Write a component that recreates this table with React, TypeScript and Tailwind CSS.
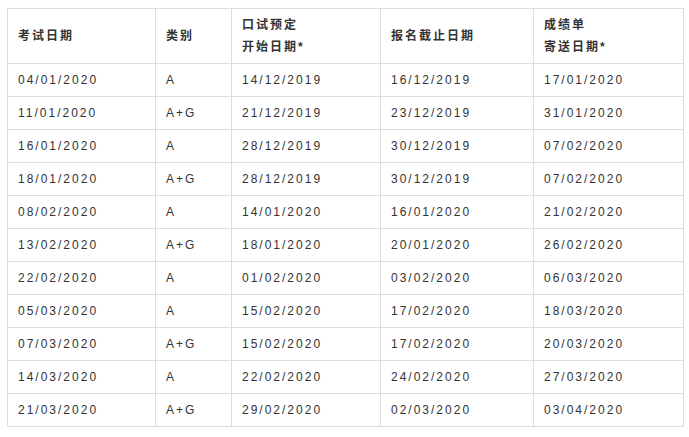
import React from "react";

const rows: [string, string, string, string, string][] = [
  ["04/01/2020", "A", "14/12/2019", "16/12/2019", "17/01/2020"],
  ["11/01/2020", "A+G", "21/12/2019", "23/12/2019", "31/01/2020"],
  ["16/01/2020", "A", "28/12/2019", "30/12/2019", "07/02/2020"],
  ["18/01/2020", "A+G", "28/12/2019", "30/12/2019", "07/02/2020"],
  ["08/02/2020", "A", "14/01/2020", "16/01/2020", "21/02/2020"],
  ["13/02/2020", "A+G", "18/01/2020", "20/01/2020", "26/02/2020"],
  ["22/02/2020", "A", "01/02/2020", "03/02/2020", "06/03/2020"],
  ["05/03/2020", "A", "15/02/2020", "17/02/2020", "18/03/2020"],
  ["07/03/2020", "A+G", "15/02/2020", "17/02/2020", "20/03/2020"],
  ["14/03/2020", "A", "22/02/2020", "24/02/2020", "27/03/2020"],
  ["21/03/2020", "A+G", "29/02/2020", "02/03/2020", "03/04/2020"],
];

const cell =
  "border border-[#dddddd] px-[10px] py-[5px] leading-[22px] align-middle text-left";

export default function App() {
  return (
    <div
      className="bg-white pt-[8px] pl-[7px] text-[12px] tracking-[2px] text-[#333333]"
      style={{ fontFamily: '"Liberation Sans", Arial, "Noto Sans CJK SC", sans-serif' }}
    >
      <table className="border-collapse w-[677px] table-fixed">
        <colgroup>
          <col className="w-[148px]" />
          <col className="w-[76px]" />
          <col className="w-[149px]" />
          <col className="w-[153px]" />
          <col className="w-[150px]" />
        </colgroup>
        <thead>
          <tr>
            <th className={`${cell} font-bold`}>考试日期</th>
            <th className={`${cell} font-bold`}>类别</th>
            <th className={`${cell} font-bold`}>
              口试预定
              <br />
              开始日期*
            </th>
            <th className={`${cell} font-bold`}>报名截止日期</th>
            <th className={`${cell} font-bold`}>
              成绩单
              <br />
              寄送日期*
            </th>
          </tr>
        </thead>
        <tbody>
          {rows.map((r, i) => (
            <tr key={i}>
              {r.map((c, j) => (
                <td key={j} className={cell}>
                  {c}
                </td>
              ))}
            </tr>
          ))}
        </tbody>
      </table>
    </div>
  );
}
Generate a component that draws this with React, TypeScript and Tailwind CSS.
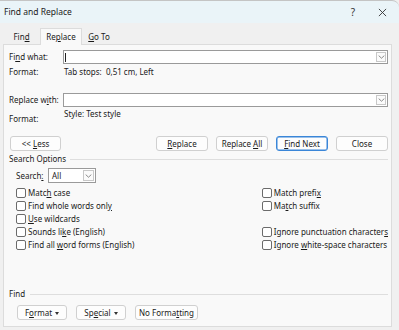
import type { ReactNode } from 'react'

function Chevron() {
  return (
    <svg viewBox="0 0 8 5" className="h-[4px] w-[7px]" aria-hidden="true">
      <path d="M0.5 0.8 L4 4 L7.5 0.8" fill="none" stroke="#606060" strokeWidth="0.9" />
    </svg>
  )
}

function Combo({ width, children }: { width: string; children?: ReactNode }) {
  return (
    <div className={`flex h-[15px] ${width} items-stretch border border-[#9a9a9a] bg-white`}>
      <div className="flex flex-1 items-center pl-[3px]">{children}</div>
      <div className="m-px flex w-[11px] items-center justify-center border border-[#c8c8c8] bg-[#fbfbfb]">
        <Chevron />
      </div>
    </div>
  )
}

function Button({ children, width, focused }: { children: ReactNode; width: string; focused?: boolean }) {
  return (
    <div
      className={`flex h-[15px] ${width} items-center justify-center rounded-[3px] border bg-[#fdfdfd] ${
        focused ? 'border-[#3a86d8] shadow-[inset_0_0_0_0.5px_#3a86d8]' : 'border-[#d0d0d0]'
      }`}
    >
      <span className="whitespace-nowrap">{children}</span>
    </div>
  )
}

function Check({ children }: { children: ReactNode }) {
  return (
    <div className="flex h-[13px] items-center">
      <span className="mr-[2px] h-[10px] w-[10px] shrink-0 rounded-[2px] border border-[#6b6b6b] bg-white" />
      <span className="whitespace-nowrap">{children}</span>
    </div>
  )
}

function U({ children }: { children: ReactNode }) {
  return <span className="underline underline-offset-[1px]">{children}</span>
}

function Caret() {
  return <span className="ml-[3px] inline-block h-0 w-0 border-x-[2.5px] border-t-[3px] border-x-transparent border-t-[#333] align-middle" />
}

export default function App() {
  return (
    <div className="h-[330px] w-[399px] overflow-hidden bg-[#f0f0f0] font-['Noto_Sans',sans-serif] text-[8px] leading-[12px] text-[#1a1a1a]">
      {/* title bar */}
      <div className="flex h-[23px] items-center rounded-tr-[7px] border-t border-[#c4c4c4] bg-[#eaf4f8] pl-[4px]">
        <span className="text-[8.5px]">Find and Replace</span>
        <span className="ml-auto mr-[23px] text-[10px] text-[#333]">?</span>
        <svg viewBox="0 0 10 10" className="mr-[12px] h-[9px] w-[9px]" aria-hidden="true">
          <path d="M1 1 L9 9 M9 1 L1 9" stroke="#333" strokeWidth="1" />
        </svg>
      </div>

      {/* tabs */}
      <div className="ml-[3px] mt-[5px] flex h-[16px] items-end">
        <div className="flex h-[15px] w-[37px] items-center justify-center">
          <span>
            Fin<U>d</U>
          </span>
        </div>
        <div className="relative z-10 -mb-px flex h-[17px] w-[42px] items-center justify-center border-x border-t border-[#dcdcdc] bg-[#f9f9f9]">
          <span>
            Re<U>p</U>lace
          </span>
        </div>
        <div className="flex h-[15px] w-[34px] items-center justify-center">
          <span>
            <U>G</U>o To
          </span>
        </div>
      </div>

      {/* panel */}
      <div className="ml-[3px] flex h-[283px] w-[389px] flex-col border border-[#dcdcdc] bg-[#f9f9f9] pl-[5px] pr-[3px]">
        <div className="mt-[5px] flex h-[14px] items-center">
          <span className="w-[54px]">
            Fi<U>n</U>d what:
          </span>
          <div className="flex h-[14px] flex-1 items-stretch border border-[#9a9a9a] bg-white">
            <div className="flex flex-1 items-center pl-[1px]">
              <span className="h-[9px] w-px bg-[#222]" />
            </div>
            <div className="m-px flex w-[10px] items-center justify-center border border-[#c8c8c8] bg-[#fbfbfb]">
              <Chevron />
            </div>
          </div>
        </div>
        <div className="mt-[2px] flex h-[12px] items-center">
          <span className="w-[55px]">Format:</span>
          <span>Tab stops:&nbsp; 0,51 cm, Left</span>
        </div>

        <div className="mt-[15px] flex h-[14px] items-center">
          <span className="w-[54px]">
            Replace w<U>i</U>th:
          </span>
          <div className="flex h-[14px] flex-1 items-stretch border border-[#9a9a9a] bg-white">
            <div className="flex-1" />
            <div className="m-px flex w-[10px] items-center justify-center border border-[#c8c8c8] bg-[#fbfbfb]">
              <Chevron />
            </div>
          </div>
        </div>
        <div className="mt-px flex h-[18px]">
          <span className="w-[55px] pt-[5px]">Format:</span>
          <span>Style: Test style</span>
        </div>

        <div className="mt-[10px] flex">
          <div className="ml-px">
            <Button width="w-[51px]">
              &lt;&lt; <U>L</U>ess
            </Button>
          </div>
          <div className="ml-auto flex gap-[8px]">
            <Button width="w-[52px]">
              <U>R</U>eplace
            </Button>
            <Button width="w-[52px]">
              Replace <U>A</U>ll
            </Button>
            <Button width="w-[52px]" focused>
              <U>F</U>ind Next
            </Button>
            <Button width="w-[52px]">Close</Button>
          </div>
        </div>

        <div className="mt-[2px] flex h-[12px] items-center">
          <span className="mr-[4px]">Search Options</span>
          <div className="h-px flex-1 bg-[#dedede]" />
        </div>

        <div className="ml-[7px] mt-[3px] flex items-center">
          <span className="w-[32px]">
            Search<U>:</U>
          </span>
          <Combo width="w-[48px]">All</Combo>
        </div>

        <div className="ml-[7px] mt-[3px] flex">
          <div className="flex w-[247px] flex-col">
            <Check>
              Matc<U>h</U> case
            </Check>
            <Check>
              Find whole words onl<U>y</U>
            </Check>
            <Check>
              <U>U</U>se wildcards
            </Check>
            <Check>
              Sounds li<U>k</U>e (English)
            </Check>
            <Check>
              Find all <U>w</U>ord forms (English)
            </Check>
          </div>
          <div className="flex flex-col">
            <Check>
              Match prefi<U>x</U>
            </Check>
            <Check>
              Ma<U>t</U>ch suffix
            </Check>
            <div className="h-[13px]" />
            <Check>
              Ignore punctuation character<U>s</U>
            </Check>
            <Check>
              Ignore <U>w</U>hite-space characters
            </Check>
          </div>
        </div>

        <div className="mt-[37px] flex h-[12px] items-center">
          <span className="mr-[5px]">Find</span>
          <div className="h-px flex-1 bg-[#dedede]" />
        </div>

        <div className="ml-[8px] mt-[5px] flex gap-[9px]">
          <Button width="w-[50px]">
            F<U>o</U>rmat
            <Caret />
          </Button>
          <Button width="w-[50px]">
            Sp<U>e</U>cial
            <Caret />
          </Button>
          <Button width="w-[63px]">
            No Forma<U>t</U>ting
          </Button>
        </div>
      </div>
    </div>
  )
}
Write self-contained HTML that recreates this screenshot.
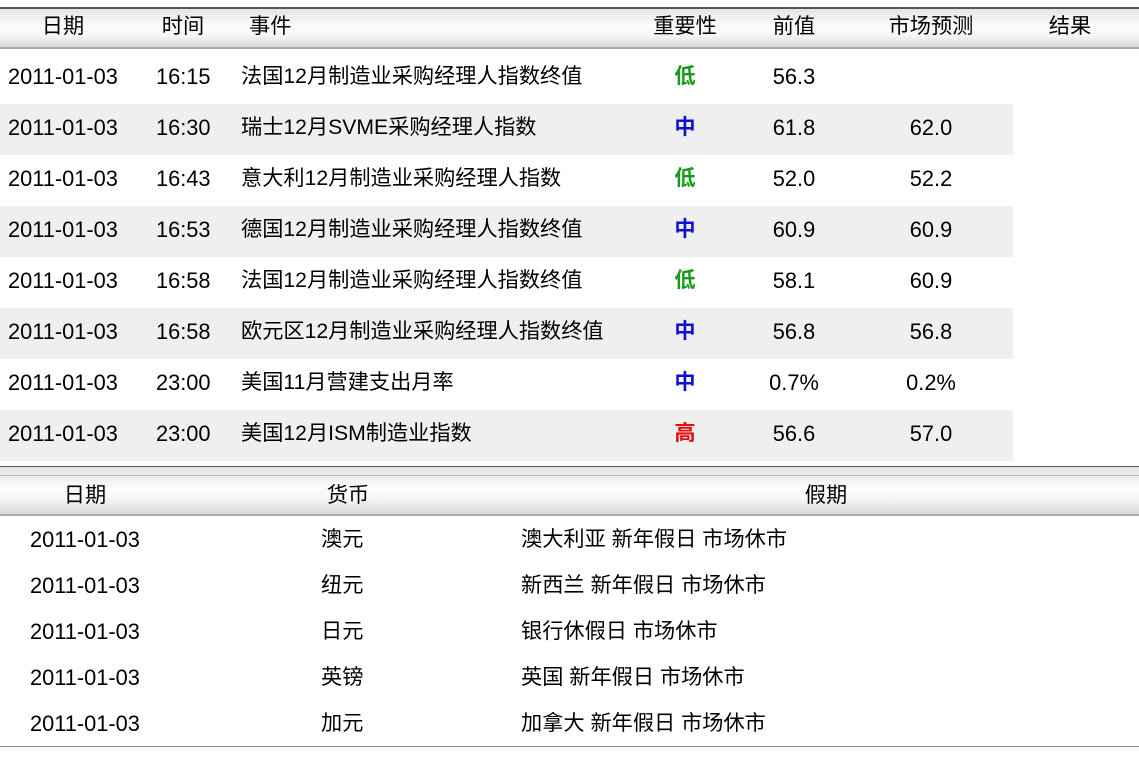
<!DOCTYPE html>
<html><head><meta charset="utf-8"><style>
body{margin:0;width:1139px;height:768px;background:#fff;position:relative;overflow:hidden;font-family:"Liberation Sans","Noto Sans CJK SC",sans-serif;font-size:21.2px;color:#000}
.hd{position:absolute;left:0;width:1139px;border-top:2px solid #555;border-bottom:2px solid #aaa;background:linear-gradient(#e4e4e4,#fbfbfb 45%,#f6f6f6 70%,#d8d8d8)}
.t{position:absolute;white-space:nowrap;line-height:24px}
.c{transform:translateX(-50%)}
.b{font-weight:bold}
.g{position:absolute;left:0;width:1013px;height:51px;background:#efefef}
.n{font-size:21.8px}
</style></head><body>
<div class="hd" style="top:7px;height:38px"></div>
<div class="t c" style="left:63px;top:15px">日期</div>
<div class="t c" style="left:183px;top:15px">时间</div>
<div class="t" style="left:249px;top:15px">事件</div>
<div class="t c" style="left:685px;top:15px">重要性</div>
<div class="t c" style="left:794px;top:15px">前值</div>
<div class="t c" style="left:931px;top:15px">市场预测</div>
<div class="t c" style="left:1070px;top:15px">结果</div>

<div class="g" style="top:104px"></div>
<div class="g" style="top:206px"></div>
<div class="g" style="top:308px"></div>
<div class="g" style="top:410px"></div>

<div class="t n" style="left:8px;top:65px">2011-01-03</div><div class="t n" style="left:156px;top:65px">16:15</div><div class="t" style="left:241px;top:65px">法国12月制造业采购经理人指数终值</div><div class="t c b" style="left:685px;top:65px;color:#1a9a1a">低</div><div class="t c n" style="left:794px;top:65px">56.3</div>
<div class="t n" style="left:8px;top:116px">2011-01-03</div><div class="t n" style="left:156px;top:116px">16:30</div><div class="t" style="left:241px;top:116px">瑞士12月SVME采购经理人指数</div><div class="t c b" style="left:685px;top:116px;color:#1010d0">中</div><div class="t c n" style="left:794px;top:116px">61.8</div><div class="t c n" style="left:931px;top:116px">62.0</div>
<div class="t n" style="left:8px;top:167px">2011-01-03</div><div class="t n" style="left:156px;top:167px">16:43</div><div class="t" style="left:241px;top:167px">意大利12月制造业采购经理人指数</div><div class="t c b" style="left:685px;top:167px;color:#1a9a1a">低</div><div class="t c n" style="left:794px;top:167px">52.0</div><div class="t c n" style="left:931px;top:167px">52.2</div>
<div class="t n" style="left:8px;top:218px">2011-01-03</div><div class="t n" style="left:156px;top:218px">16:53</div><div class="t" style="left:241px;top:218px">德国12月制造业采购经理人指数终值</div><div class="t c b" style="left:685px;top:218px;color:#1010d0">中</div><div class="t c n" style="left:794px;top:218px">60.9</div><div class="t c n" style="left:931px;top:218px">60.9</div>
<div class="t n" style="left:8px;top:269px">2011-01-03</div><div class="t n" style="left:156px;top:269px">16:58</div><div class="t" style="left:241px;top:269px">法国12月制造业采购经理人指数终值</div><div class="t c b" style="left:685px;top:269px;color:#1a9a1a">低</div><div class="t c n" style="left:794px;top:269px">58.1</div><div class="t c n" style="left:931px;top:269px">60.9</div>
<div class="t n" style="left:8px;top:320px">2011-01-03</div><div class="t n" style="left:156px;top:320px">16:58</div><div class="t" style="left:241px;top:320px">欧元区12月制造业采购经理人指数终值</div><div class="t c b" style="left:685px;top:320px;color:#1010d0">中</div><div class="t c n" style="left:794px;top:320px">56.8</div><div class="t c n" style="left:931px;top:320px">56.8</div>
<div class="t n" style="left:8px;top:371px">2011-01-03</div><div class="t n" style="left:156px;top:371px">23:00</div><div class="t" style="left:241px;top:371px">美国11月营建支出月率</div><div class="t c b" style="left:685px;top:371px;color:#1010d0">中</div><div class="t c n" style="left:794px;top:371px">0.7%</div><div class="t c n" style="left:931px;top:371px">0.2%</div>
<div class="t n" style="left:8px;top:422px">2011-01-03</div><div class="t n" style="left:156px;top:422px">23:00</div><div class="t" style="left:241px;top:422px">美国12月ISM制造业指数</div><div class="t c b" style="left:685px;top:422px;color:#e01010">高</div><div class="t c n" style="left:794px;top:422px">56.6</div><div class="t c n" style="left:931px;top:422px">57.0</div>

<div class="hd" style="top:466px;height:47px;border-top-width:1px;border-bottom-width:2px"></div>
<div style="position:absolute;left:0;top:475px;width:1139px;height:1px;background:#bbb"></div>
<div class="t c" style="left:85px;top:484px">日期</div>
<div class="t c" style="left:348px;top:484px">货币</div>
<div class="t c" style="left:826px;top:484px">假期</div>

<div class="t n" style="left:30px;top:528px">2011-01-03</div><div class="t" style="left:321px;top:528px">澳元</div><div class="t" style="left:521px;top:528px">澳大利亚 新年假日 市场休市</div>
<div class="t n" style="left:30px;top:574px">2011-01-03</div><div class="t" style="left:321px;top:574px">纽元</div><div class="t" style="left:521px;top:574px">新西兰 新年假日 市场休市</div>
<div class="t n" style="left:30px;top:620px">2011-01-03</div><div class="t" style="left:321px;top:620px">日元</div><div class="t" style="left:521px;top:620px">银行休假日 市场休市</div>
<div class="t n" style="left:30px;top:666px">2011-01-03</div><div class="t" style="left:321px;top:666px">英镑</div><div class="t" style="left:521px;top:666px">英国 新年假日 市场休市</div>
<div class="t n" style="left:30px;top:712px">2011-01-03</div><div class="t" style="left:321px;top:712px">加元</div><div class="t" style="left:521px;top:712px">加拿大 新年假日 市场休市</div>
<div style="position:absolute;left:0;top:746px;width:1139px;height:1px;background:#888"></div>
</body></html>
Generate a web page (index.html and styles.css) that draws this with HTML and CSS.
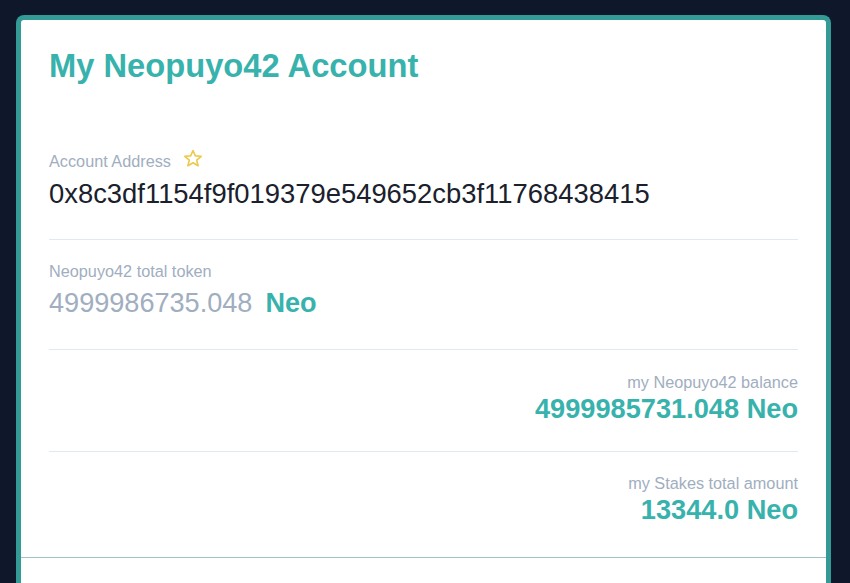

########

Stated task: Copy, word for word, the entries above from the first line to the line that holds "border-[#dddddd] px-[10px] py-[5px]". Drop the pictures.

Task solution:
Write a component that recreates this table with React, TypeScript and Tailwind CSS.
import React from "react";

const rows: [string, string, string, string, string][] = [
  ["04/01/2020", "A", "14/12/2019", "16/12/2019", "17/01/2020"],
  ["11/01/2020", "A+G", "21/12/2019", "23/12/2019", "31/01/2020"],
  ["16/01/2020", "A", "28/12/2019", "30/12/2019", "07/02/2020"],
  ["18/01/2020", "A+G", "28/12/2019", "30/12/2019", "07/02/2020"],
  ["08/02/2020", "A", "14/01/2020", "16/01/2020", "21/02/2020"],
  ["13/02/2020", "A+G", "18/01/2020", "20/01/2020", "26/02/2020"],
  ["22/02/2020", "A", "01/02/2020", "03/02/2020", "06/03/2020"],
  ["05/03/2020", "A", "15/02/2020", "17/02/2020", "18/03/2020"],
  ["07/03/2020", "A+G", "15/02/2020", "17/02/2020", "20/03/2020"],
  ["14/03/2020", "A", "22/02/2020", "24/02/2020", "27/03/2020"],
  ["21/03/2020", "A+G", "29/02/2020", "02/03/2020", "03/04/2020"],
];

const cell =
  "border border-[#dddddd] px-[10px] py-[5px] leading-[22px] align-middle text-left";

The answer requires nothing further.